The array of North and Norwegian Sea oil platforms built mainly by Britain and Norway are among the most impressive engineering projects of the late 20th century. A vital part of the world's energy economy, they are also very hazardous to operate, having to endure some of the worst weather and sea conditions on Earth.

To service these platforms, the oil companies operate the world's largest fleet of heavy Instrument Flight Rules (IFR) helicopters. These carry two million passengers a year and some of these machines were built especially for North Sea work. Each of these trips is very expensive and dangerous, which is why the least popular part of employee training is suiting up in survival suits and being subject to a simulated helicopter crash in a tank of ice-cold water.

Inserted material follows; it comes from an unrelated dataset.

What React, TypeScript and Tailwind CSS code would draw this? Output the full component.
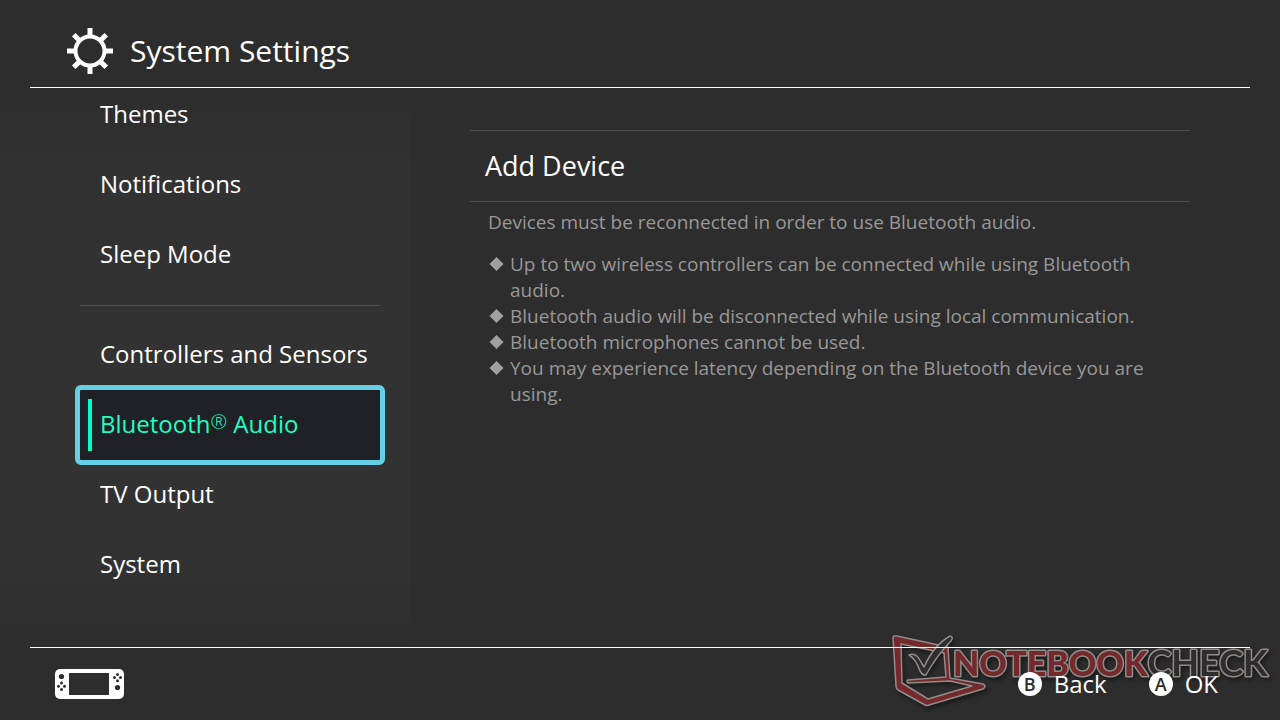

The test flight delivered a 3D-printed component
The test flight delivered a 3D-printed component

It's a small wonder, then, that the oil companies are taking a hard look at unmanned rotorcraft to take over some of the cargo flights and other missions. According to Nordic Unmanned, the use of drones is not only safer but reduces carbon dioxide emissions by 55 times and lowers operating costs.

The recent test took place on on August 27, when a Camcopter S-100 from Equinor and Nordic Unmanned took off from Mongstad in Vestland, Norway, and completed the beyond-line-of-sight mission to the Troll A production platform.

The Schiebel Camcopter S-100 can carry a payload of 110 kg (243 lb). It has a maximum speed of 220 km/hr (140 mph), an operating ceiling of 5,500 m (18,000 ft), and flight endurance of eight hours. The test flight went through conventional shared airspace and is the first to an active oil and gas installation.

In addition to the cargo delivery, the helicopter also made a visual inspection of Troll A from outside the 500-m (1,600-ft) exclusion zone and conducted a simulated search and rescue operation with Troll A's standby vessel.

The Camcopter S-100 used in the flight test
The Camcopter S-100 used in the flight test

The flight is also notable because Troll A is itself significant. Situated in the Troll oil and gas field 80 km (50 mi) northwest of Bergen, Troll A was built in Norway and is 472 m (1,549 ft) high and weighs 683,600 tons (1.2 million tons with ballast). When it was towed to its present position, it became the heaviest and tallest manmade structure ever to have been moved on Earth.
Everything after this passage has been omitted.